Cloud storage backs footage offsite (safe if camera stolen), accessible anywhere with internet, but requires monthly subscriptions ($3-15 per camera typically). 

Ideal setup: primary recording to local storage with automatic cloud backup of motion events providing offsite redundancy without subscription dependency for basic functionality.

3. Is Night Vision Or Color Important For Cameras?

True infrared night vision is essential—provides consistent clear footage in complete darkness regardless of ambient lighting conditions. 

Color night vision sounds appealing but requires ambient light sources (street lights, porch lights) to function—doesn’t work in true darkness. IR produces black-and-white footage but captures facial details, clothing, and activity clearly in zero light.

 Prioritize IR range (50+ feet minimum) over color night vision unless your property has reliable outdoor lighting. Cameras offering both provide maximum flexibility across varying conditions.
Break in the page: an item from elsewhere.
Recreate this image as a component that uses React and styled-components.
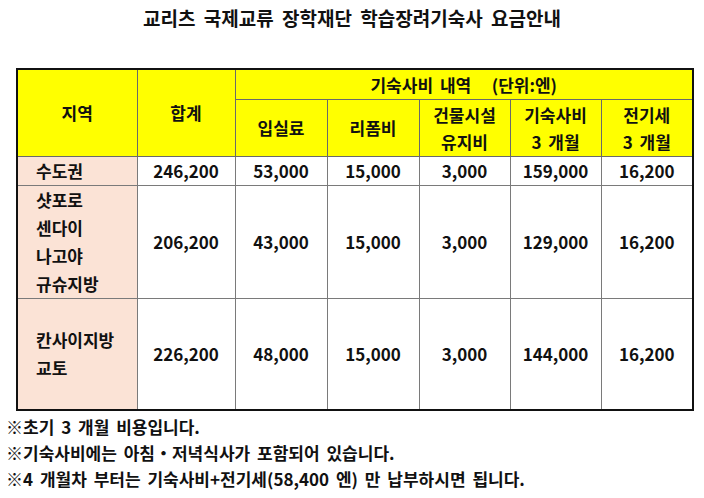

4. What Field Of View Is Best For Security Cameras?

100-130° field of view provides optimal balance for most residential monitoring. 

Wider angles (140-180°) spread pixels thin, reducing identification capability—faces and plates become too small. Narrower angles (70-90°) create blind spots requiring more cameras for coverage. 

110° works well for doorways and porches from corner mounting positions. 130° covers driveways and yards from single positions. 

Match field of view to specific camera location—wider for overview monitoring, narrower for focused identification at entry points.


Conclusion

Skip expensive facial recognition rarely configured properly, PTZ motorization creating coverage gaps, and premium smart home integration providing minimal practical value. 

Verify specifications through sample footage, confirm subscription requirements before purchasing, and prioritize cameras capturing usable evidence over impressive marketing promises. 

The right features at $150-250 per camera outperform wrong features at $400-600 consistently. Choose cameras providing police with identification evidence, not surveillance theater recording crimes nobody can solve.